The answer has been clear from day 1, and it came more into focus today. Representative Charlie Rangel (D-NY), chairman of the House Ways & Means Committee, proposed sweeping tax legislation today. The legislation, which has no chance of being enacted into law in its current form (see below), would:
– Lower the top corporate tax rate from 35.0% to 30.5%;
– Eliminate LIFO (last-in, first-out) accounting for inventory;
– Defer deductions of foreign subsidiaries of corporations until funds are repatriated into the U.S.;
– Eliminate the Alternative Minimum Tax (AMT) after 2007;
– Add a 4% surtax on incomes above $150,000 (single)/$200,000 married filing jointly (MFJ);
– Add an additional 0.6% surtax on incomes above $500,000;
– Increase the Earned Income Credit, and the Child Tax Credit; and
– Have a one-year patch for the AMT.

The devil is in the details, of course, and I haven’t seen them. And since except for the last part of the bill (the one-year patch), this bill will not be signed into law in this legislative term (the term ending in 2008), it just gives a flavor of what might be if we have a Democrat in the White House in 2009.

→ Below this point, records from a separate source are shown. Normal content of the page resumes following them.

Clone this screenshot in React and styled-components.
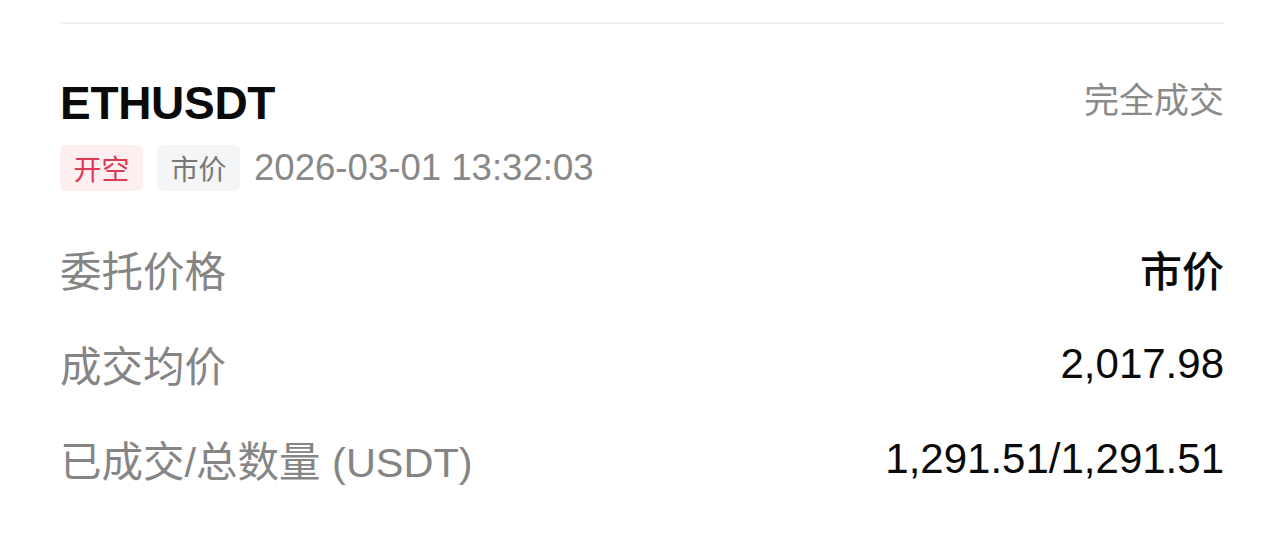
import React from 'react';
import styled, { createGlobalStyle } from 'styled-components';

const GlobalStyle = createGlobalStyle`
  html, body {
    margin: 0;
    padding: 0;
    background: #ffffff;
  }
  body {
    font-family: "Liberation Sans", "Noto Sans CJK SC", sans-serif;
    -webkit-font-smoothing: antialiased;
  }
`;

const Page = styled.div`
  width: 1284px;
  height: 534px;
  box-sizing: border-box;
  padding: 22px 60px 0;
  background: #ffffff;
  overflow: hidden;
`;

const Divider = styled.div`
  height: 2px;
  background: #f2f2f2;
`;

const Card = styled.div`
  padding-top: 51px;
`;

const Header = styled.div`
  display: flex;
  justify-content: space-between;
  align-items: flex-start;
`;

const Symbol = styled.div`
  font-size: 46px;
  line-height: 56px;
  font-weight: 700;
  color: #0a0a0a;
  letter-spacing: -0.3px;
`;

const Status = styled.div`
  font-size: 35px;
  line-height: 52px;
  color: #8a8a8a;
`;

const Meta = styled.div`
  display: flex;
  align-items: center;
  gap: 14px;
  margin-top: 14px;
`;

const Tag = styled.span`
  display: inline-flex;
  align-items: center;
  justify-content: center;
  width: 83px;
  height: 46px;
  border-radius: 6px;
  font-size: 28px;
  background: ${p => (p.$tone === 'red' ? '#fdeef0' : '#f4f5f6')};
  color: ${p => (p.$tone === 'red' ? '#dd3a55' : '#777777')};
`;

const Time = styled.span`
  font-size: 36.6px;
  color: #888888;
`;

const Rows = styled.div`
  margin-top: 30px;
  display: flex;
  flex-direction: column;
`;

const Row = styled.div`
  display: flex;
  justify-content: space-between;
  align-items: center;
  height: 95px;
`;

const Label = styled.span`
  font-size: 41.5px;
  color: #858585;
`;

const Value = styled.span`
  font-size: 42px;
  color: #0a0a0a;
  font-weight: ${p => (p.$bold ? 500 : 400)};
`;

const rows = [
  { label: '委托价格', value: '市价', bold: true },
  { label: '成交均价', value: '2,017.98' },
  { label: '已成交/总数量 (USDT)', value: '1,291.51/1,291.51' },
];

export default function App() {
  return (
    <>
      <GlobalStyle />
      <Page>
        <Divider />
        <Card>
          <Header>
            <Symbol>ETHUSDT</Symbol>
            <Status>完全成交</Status>
          </Header>
          <Meta>
            <Tag $tone="red">开空</Tag>
            <Tag>市价</Tag>
            <Time>2026-03-01 13:32:03</Time>
          </Meta>
          <Rows>
            {rows.map(r => (
              <Row key={r.label}>
                <Label>{r.label}</Label>
                <Value $bold={r.bold}>{r.value}</Value>
              </Row>
            ))}
          </Rows>
        </Card>
      </Page>
    </>
  );
}
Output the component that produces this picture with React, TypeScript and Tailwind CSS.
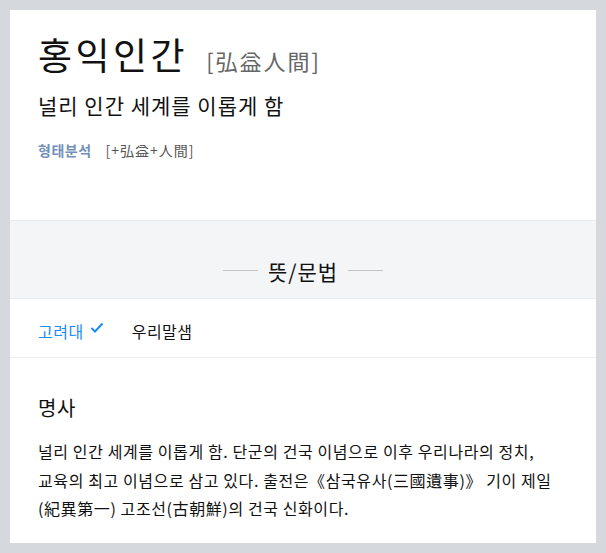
const font = "font-['Noto_Sans_CJK_KR','Noto_Sans',sans-serif]"

const App = () => {
  return (
    <div className={`min-h-screen bg-[#d5d8dc] p-[10px] ${font}`}>
      <div className="bg-white">
        {/* 표제어 */}
        <div className="px-[28px] pt-[21px] h-[210px]">
          <div className="flex items-baseline gap-[18px]">
            <h1 className="text-[37px] leading-[46px] tracking-[3.5px] text-[#111] font-normal">홍익인간</h1>
            <span className="text-[22px] text-[#666] tracking-[2px]">[弘益人間]</span>
          </div>
          <p className="mt-[14px] text-[21px] leading-[28px] tracking-[1px] text-[#111]">널리 인간 세계를 이롭게 함</p>
          <div className="mt-[21px] flex items-center gap-[14px] text-[14px] leading-[20px]">
            <span className="font-bold text-[#7290b8] tracking-[0.5px]">형태분석</span>
            <span className="text-[#555] tracking-[1px]">[+弘益+人間]</span>
          </div>
        </div>

        {/* 섹션 제목 */}
        <div className="h-[79px] bg-[#f4f5f7] border-t border-b border-[#e9eaec] flex items-center justify-center pt-[22px]">
          <div className="flex items-center gap-[10px]">
            <span className="w-[35px] h-px bg-[#c4c4c4]" />
            <span className="text-[21px] leading-[28px] tracking-[1px] text-[#111]">뜻/문법</span>
            <span className="w-[35px] h-px bg-[#c4c4c4]" />
          </div>
        </div>

        {/* 탭 */}
        <div className="h-[59px] border-b border-[#eceded] flex items-center px-[28px] gap-[28px] pt-[6px]">
          <div className="flex items-center gap-[6px] text-[16px] tracking-[0.5px] text-[#1b8bf5]">
            <span>고려대</span>
            <svg width="14" height="12" viewBox="0 0 14 12" className="-mt-[6px]">
              <polyline points="1.5,6 5,9.5 12.5,1.5" fill="none" stroke="#1b8bf5" strokeWidth="2" />
            </svg>
          </div>
          <span className="text-[16px] tracking-[0.5px] text-[#111]">우리말샘</span>
        </div>

        {/* 뜻풀이 */}
        <div className="px-[28px] pt-[36px] pb-[20px]">
          <h2 className="text-[20px] leading-[28px] tracking-[0.5px] text-[#111]">명사</h2>
          <p className="mt-[15px] text-[16px] leading-[28.5px] tracking-[0.6px] text-[#111] pr-[14px] break-keep">
            널리 인간 세계를 이롭게 함. 단군의 건국 이념으로 이후 우리나라의 정치, 교육의 최고 이념으로 삼고 있다. 출전은《삼국유사(三國遺事)》 기이 제일<wbr />(紀異第一) 고조선(古朝鮮)의 건국 신화이다.
          </p>
        </div>
      </div>
    </div>
  )
}

export default App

Why am I harping on this? Because of what’s not mentioned in this legislation. Many of the Bush tax cuts will expire (beginning in 2009). Ask your legislators whether they will vote to extend them. The legislation introduced today implies that they’re dead (at least in the view of Congressman Rangel). We’re looking at a $200 Billion stealth tax increase!

Much of this legislation seems good to me. For example, I’m all for simplifying the Tax Code. However, a major issue—one which Democrats seem to ignore—is that if you increase the tax rate, the tax collected tends to decrease (the Laffer curve). This is definitely the case when this occurs on the wealthy. Indeed, because of the prevalence of S-Corporations and LLCs, much of the income of the “wealthy” is actually business income. If taxes increase on business income, business owners have far less incentive to innovate and provide additional jobs.

One day the American people will realize that a simple flat tax system is the way to go. Until then, be afraid.